§ **COLLECTED DATA**

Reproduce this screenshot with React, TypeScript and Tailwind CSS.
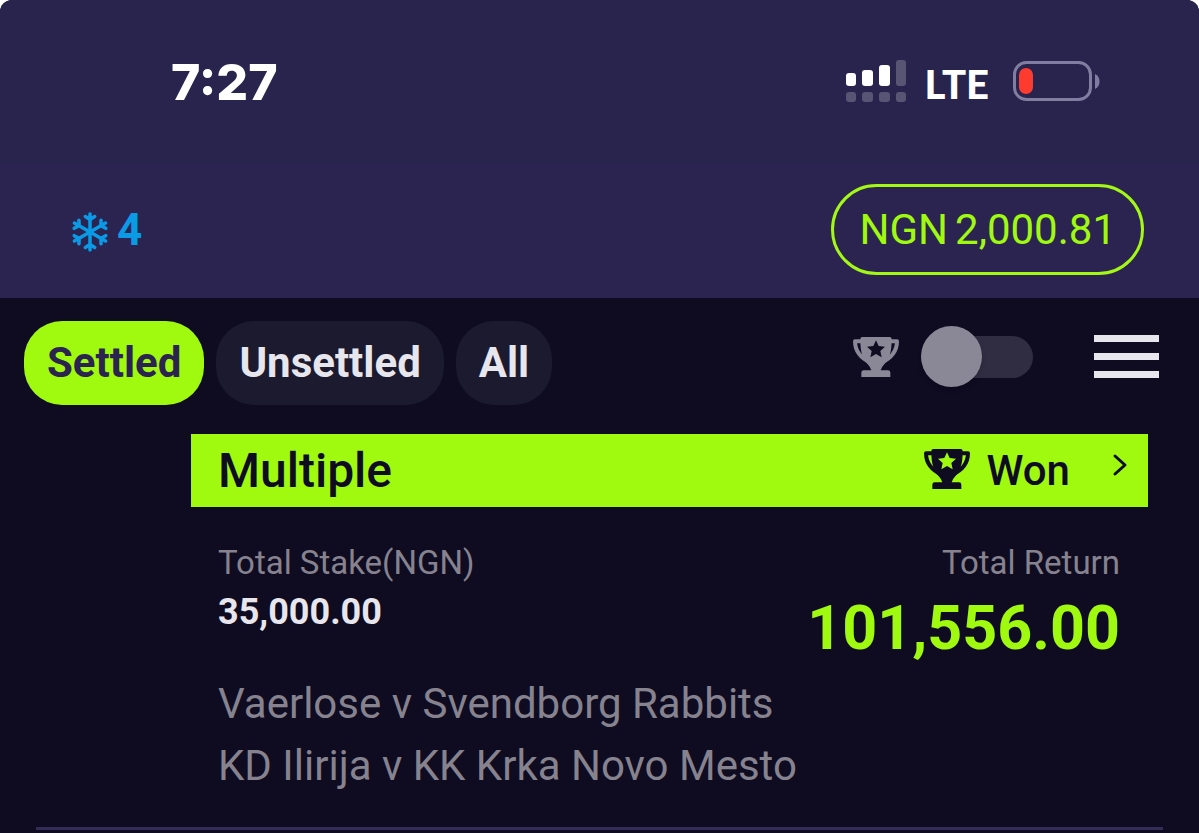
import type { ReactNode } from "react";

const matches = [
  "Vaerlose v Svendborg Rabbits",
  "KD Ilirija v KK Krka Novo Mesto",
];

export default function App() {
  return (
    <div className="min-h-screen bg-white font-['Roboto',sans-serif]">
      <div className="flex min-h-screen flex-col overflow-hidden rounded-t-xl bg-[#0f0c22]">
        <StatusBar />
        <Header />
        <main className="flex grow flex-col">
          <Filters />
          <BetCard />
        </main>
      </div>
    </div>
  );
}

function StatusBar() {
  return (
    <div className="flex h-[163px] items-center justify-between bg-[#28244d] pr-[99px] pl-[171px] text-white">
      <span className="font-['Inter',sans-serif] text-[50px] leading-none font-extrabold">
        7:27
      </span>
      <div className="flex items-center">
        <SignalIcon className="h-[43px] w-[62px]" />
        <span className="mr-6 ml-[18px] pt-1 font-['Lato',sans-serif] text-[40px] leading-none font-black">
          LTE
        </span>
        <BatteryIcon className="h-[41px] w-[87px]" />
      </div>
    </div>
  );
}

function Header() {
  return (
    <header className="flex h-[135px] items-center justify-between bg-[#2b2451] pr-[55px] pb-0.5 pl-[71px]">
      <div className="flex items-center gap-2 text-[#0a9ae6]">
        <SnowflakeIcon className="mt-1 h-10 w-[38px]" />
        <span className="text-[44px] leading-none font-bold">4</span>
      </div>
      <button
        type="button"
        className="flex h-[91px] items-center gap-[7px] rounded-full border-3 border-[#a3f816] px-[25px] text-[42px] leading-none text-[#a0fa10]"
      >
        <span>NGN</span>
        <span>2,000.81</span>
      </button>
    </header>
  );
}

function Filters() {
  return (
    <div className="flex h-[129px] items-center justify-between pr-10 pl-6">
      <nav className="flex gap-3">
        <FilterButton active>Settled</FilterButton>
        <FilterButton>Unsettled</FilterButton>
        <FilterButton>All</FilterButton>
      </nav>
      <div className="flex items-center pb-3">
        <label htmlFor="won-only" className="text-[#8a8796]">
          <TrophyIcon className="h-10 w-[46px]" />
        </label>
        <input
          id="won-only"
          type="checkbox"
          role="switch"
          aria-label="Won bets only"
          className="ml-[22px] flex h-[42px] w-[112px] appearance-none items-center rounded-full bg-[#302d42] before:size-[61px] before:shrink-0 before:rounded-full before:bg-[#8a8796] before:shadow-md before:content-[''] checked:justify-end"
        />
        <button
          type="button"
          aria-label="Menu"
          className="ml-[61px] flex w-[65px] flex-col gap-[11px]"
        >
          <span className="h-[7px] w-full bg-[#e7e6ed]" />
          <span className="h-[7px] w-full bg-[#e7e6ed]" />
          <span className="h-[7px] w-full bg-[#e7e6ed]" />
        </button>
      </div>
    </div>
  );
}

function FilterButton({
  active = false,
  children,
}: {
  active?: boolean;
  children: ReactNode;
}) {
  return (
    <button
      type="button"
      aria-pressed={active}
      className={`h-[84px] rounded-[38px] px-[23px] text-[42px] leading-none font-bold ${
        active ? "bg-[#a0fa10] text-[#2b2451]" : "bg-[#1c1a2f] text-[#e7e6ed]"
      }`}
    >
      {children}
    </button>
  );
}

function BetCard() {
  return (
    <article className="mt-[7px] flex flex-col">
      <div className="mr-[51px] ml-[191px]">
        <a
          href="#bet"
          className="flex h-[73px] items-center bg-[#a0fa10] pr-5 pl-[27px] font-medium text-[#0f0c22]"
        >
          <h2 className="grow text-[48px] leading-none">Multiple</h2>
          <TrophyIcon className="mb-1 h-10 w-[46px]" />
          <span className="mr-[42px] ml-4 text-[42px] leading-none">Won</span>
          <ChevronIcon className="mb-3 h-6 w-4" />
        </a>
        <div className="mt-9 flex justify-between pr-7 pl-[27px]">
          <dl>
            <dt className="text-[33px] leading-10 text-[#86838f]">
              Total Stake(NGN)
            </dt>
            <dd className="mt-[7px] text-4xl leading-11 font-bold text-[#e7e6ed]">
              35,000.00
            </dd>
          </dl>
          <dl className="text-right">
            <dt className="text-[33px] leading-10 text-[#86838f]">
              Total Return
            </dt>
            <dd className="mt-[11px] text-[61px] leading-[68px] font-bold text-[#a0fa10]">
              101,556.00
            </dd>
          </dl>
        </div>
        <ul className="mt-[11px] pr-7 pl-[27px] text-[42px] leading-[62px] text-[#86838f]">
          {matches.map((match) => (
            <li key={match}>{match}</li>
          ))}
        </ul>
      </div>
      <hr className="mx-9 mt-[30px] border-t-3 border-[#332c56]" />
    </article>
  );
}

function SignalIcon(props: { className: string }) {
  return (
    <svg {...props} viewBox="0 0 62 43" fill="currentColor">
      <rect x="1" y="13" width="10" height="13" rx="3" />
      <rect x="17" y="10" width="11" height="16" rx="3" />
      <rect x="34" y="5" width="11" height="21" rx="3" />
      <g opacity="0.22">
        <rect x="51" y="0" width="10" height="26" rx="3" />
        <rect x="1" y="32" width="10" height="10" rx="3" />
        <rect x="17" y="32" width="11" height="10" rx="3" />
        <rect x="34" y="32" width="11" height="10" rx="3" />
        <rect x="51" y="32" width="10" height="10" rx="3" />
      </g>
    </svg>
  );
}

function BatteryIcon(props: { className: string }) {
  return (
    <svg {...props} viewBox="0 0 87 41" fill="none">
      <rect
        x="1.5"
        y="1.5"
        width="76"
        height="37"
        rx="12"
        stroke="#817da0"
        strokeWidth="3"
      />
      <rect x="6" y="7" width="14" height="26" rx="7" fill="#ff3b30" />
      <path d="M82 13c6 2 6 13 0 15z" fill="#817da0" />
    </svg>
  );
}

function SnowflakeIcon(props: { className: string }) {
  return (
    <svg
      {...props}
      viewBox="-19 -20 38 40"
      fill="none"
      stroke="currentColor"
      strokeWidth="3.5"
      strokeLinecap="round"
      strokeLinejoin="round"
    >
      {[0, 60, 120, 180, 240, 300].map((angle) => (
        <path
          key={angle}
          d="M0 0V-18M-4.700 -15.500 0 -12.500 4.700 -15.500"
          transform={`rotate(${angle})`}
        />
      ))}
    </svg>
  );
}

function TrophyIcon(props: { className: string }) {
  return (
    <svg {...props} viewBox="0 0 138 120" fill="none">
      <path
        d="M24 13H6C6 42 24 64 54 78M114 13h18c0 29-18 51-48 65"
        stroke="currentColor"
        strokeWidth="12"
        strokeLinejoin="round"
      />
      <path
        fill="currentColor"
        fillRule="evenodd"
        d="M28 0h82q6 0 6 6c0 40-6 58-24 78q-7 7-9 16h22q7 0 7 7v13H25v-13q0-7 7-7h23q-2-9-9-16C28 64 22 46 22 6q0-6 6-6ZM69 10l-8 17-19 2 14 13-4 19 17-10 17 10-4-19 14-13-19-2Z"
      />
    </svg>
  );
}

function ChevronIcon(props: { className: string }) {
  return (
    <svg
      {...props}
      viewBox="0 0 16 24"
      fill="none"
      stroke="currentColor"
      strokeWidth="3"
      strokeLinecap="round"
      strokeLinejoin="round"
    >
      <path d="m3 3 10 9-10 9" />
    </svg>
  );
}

§ **THE PROBLEM**
Ignore the images and quote every line of the listing exactly.

§ **RESPONSE**
Reproduce this screenshot with React, TypeScript and Tailwind CSS.
import type { ReactNode } from "react";

const matches = [
  "Vaerlose v Svendborg Rabbits",
  "KD Ilirija v KK Krka Novo Mesto",
];

export default function App() {
  return (
    <div className="min-h-screen bg-white font-['Roboto',sans-serif]">
      <div className="flex min-h-screen flex-col overflow-hidden rounded-t-xl bg-[#0f0c22]">
        <StatusBar />
        <Header />
        <main className="flex grow flex-col">
          <Filters />
          <BetCard />
        </main>
      </div>
    </div>
  );
}

function StatusBar() {
  return (
    <div className="flex h-[163px] items-center justify-between bg-[#28244d] pr-[99px] pl-[171px] text-white">
      <span className="font-['Inter',sans-serif] text-[50px] leading-none font-extrabold">
        7:27
      </span>
      <div className="flex items-center">
        <SignalIcon className="h-[43px] w-[62px]" />
        <span className="mr-6 ml-[18px] pt-1 font-['Lato',sans-serif] text-[40px] leading-none font-black">
          LTE
        </span>
        <BatteryIcon className="h-[41px] w-[87px]" />
      </div>
    </div>
  );
}

function Header() {
  return (
    <header className="flex h-[135px] items-center justify-between bg-[#2b2451] pr-[55px] pb-0.5 pl-[71px]">
      <div className="flex items-center gap-2 text-[#0a9ae6]">
        <SnowflakeIcon className="mt-1 h-10 w-[38px]" />
        <span className="text-[44px] leading-none font-bold">4</span>
      </div>
      <button
        type="button"
        className="flex h-[91px] items-center gap-[7px] rounded-full border-3 border-[#a3f816] px-[25px] text-[42px] leading-none text-[#a0fa10]"
      >
        <span>NGN</span>
        <span>2,000.81</span>
      </button>
    </header>
  );
}

function Filters() {
  return (
    <div className="flex h-[129px] items-center justify-between pr-10 pl-6">
      <nav className="flex gap-3">
        <FilterButton active>Settled</FilterButton>
        <FilterButton>Unsettled</FilterButton>
        <FilterButton>All</FilterButton>
      </nav>
      <div className="flex items-center pb-3">
        <label htmlFor="won-only" className="text-[#8a8796]">
          <TrophyIcon className="h-10 w-[46px]" />
        </label>
        <input
          id="won-only"
          type="checkbox"
          role="switch"
          aria-label="Won bets only"
          className="ml-[22px] flex h-[42px] w-[112px] appearance-none items-center rounded-full bg-[#302d42] before:size-[61px] before:shrink-0 before:rounded-full before:bg-[#8a8796] before:shadow-md before:content-[''] checked:justify-end"
        />
        <button
          type="button"
          aria-label="Menu"
          className="ml-[61px] flex w-[65px] flex-col gap-[11px]"
        >
          <span className="h-[7px] w-full bg-[#e7e6ed]" />
          <span className="h-[7px] w-full bg-[#e7e6ed]" />
          <span className="h-[7px] w-full bg-[#e7e6ed]" />
        </button>
      </div>
    </div>
  );
}

function FilterButton({
  active = false,
  children,
}: {
  active?: boolean;
  children: ReactNode;
}) {
  return (
    <button
      type="button"
      aria-pressed={active}
      className={`h-[84px] rounded-[38px] px-[23px] text-[42px] leading-none font-bold ${
        active ? "bg-[#a0fa10] text-[#2b2451]" : "bg-[#1c1a2f] text-[#e7e6ed]"
      }`}
    >
      {children}
    </button>
  );
}

function BetCard() {
  return (
    <article className="mt-[7px] flex flex-col">
      <div className="mr-[51px] ml-[191px]">
        <a
          href="#bet"
          className="flex h-[73px] items-center bg-[#a0fa10] pr-5 pl-[27px] font-medium text-[#0f0c22]"
        >
          <h2 className="grow text-[48px] leading-none">Multiple</h2>
          <TrophyIcon className="mb-1 h-10 w-[46px]" />
          <span className="mr-[42px] ml-4 text-[42px] leading-none">Won</span>
          <ChevronIcon className="mb-3 h-6 w-4" />
        </a>
        <div className="mt-9 flex justify-between pr-7 pl-[27px]">
          <dl>
            <dt className="text-[33px] leading-10 text-[#86838f]">
              Total Stake(NGN)
            </dt>
            <dd className="mt-[7px] text-4xl leading-11 font-bold text-[#e7e6ed]">
              35,000.00
            </dd>
          </dl>
          <dl className="text-right">
            <dt className="text-[33px] leading-10 text-[#86838f]">
              Total Return
            </dt>
            <dd className="mt-[11px] text-[61px] leading-[68px] font-bold text-[#a0fa10]">
              101,556.00
            </dd>
          </dl>
        </div>
        <ul className="mt-[11px] pr-7 pl-[27px] text-[42px] leading-[62px] text-[#86838f]">
          {matches.map((match) => (
            <li key={match}>{match}</li>
          ))}
        </ul>
      </div>
      <hr className="mx-9 mt-[30px] border-t-3 border-[#332c56]" />
    </article>
  );
}

function SignalIcon(props: { className: string }) {
  return (
    <svg {...props} viewBox="0 0 62 43" fill="currentColor">
      <rect x="1" y="13" width="10" height="13" rx="3" />
      <rect x="17" y="10" width="11" height="16" rx="3" />
      <rect x="34" y="5" width="11" height="21" rx="3" />
      <g opacity="0.22">
        <rect x="51" y="0" width="10" height="26" rx="3" />
        <rect x="1" y="32" width="10" height="10" rx="3" />
        <rect x="17" y="32" width="11" height="10" rx="3" />
        <rect x="34" y="32" width="11" height="10" rx="3" />
        <rect x="51" y="32" width="10" height="10" rx="3" />
      </g>
    </svg>
  );
}

function BatteryIcon(props: { className: string }) {
  return (
    <svg {...props} viewBox="0 0 87 41" fill="none">
      <rect
        x="1.5"
        y="1.5"
        width="76"
        height="37"
        rx="12"
        stroke="#817da0"
        strokeWidth="3"
      />
      <rect x="6" y="7" width="14" height="26" rx="7" fill="#ff3b30" />
      <path d="M82 13c6 2 6 13 0 15z" fill="#817da0" />
    </svg>
  );
}

function SnowflakeIcon(props: { className: string }) {
  return (
    <svg
      {...props}
      viewBox="-19 -20 38 40"
      fill="none"
      stroke="currentColor"
      strokeWidth="3.5"
      strokeLinecap="round"
      strokeLinejoin="round"
    >
      {[0, 60, 120, 180, 240, 300].map((angle) => (
        <path
          key={angle}
          d="M0 0V-18M-4.700 -15.500 0 -12.500 4.700 -15.500"
          transform={`rotate(${angle})`}
        />
      ))}
    </svg>
  );
}

function TrophyIcon(props: { className: string }) {
  return (
    <svg {...props} viewBox="0 0 138 120" fill="none">
      <path
        d="M24 13H6C6 42 24 64 54 78M114 13h18c0 29-18 51-48 65"
        stroke="currentColor"
        strokeWidth="12"
        strokeLinejoin="round"
      />
      <path
        fill="currentColor"
        fillRule="evenodd"
        d="M28 0h82q6 0 6 6c0 40-6 58-24 78q-7 7-9 16h22q7 0 7 7v13H25v-13q0-7 7-7h23q-2-9-9-16C28 64 22 46 22 6q0-6 6-6ZM69 10l-8 17-19 2 14 13-4 19 17-10 17 10-4-19 14-13-19-2Z"
      />
    </svg>
  );
}

function ChevronIcon(props: { className: string }) {
  return (
    <svg
      {...props}
      viewBox="0 0 16 24"
      fill="none"
      stroke="currentColor"
      strokeWidth="3"
      strokeLinecap="round"
      strokeLinejoin="round"
    >
      <path d="m3 3 10 9-10 9" />
    </svg>
  );
}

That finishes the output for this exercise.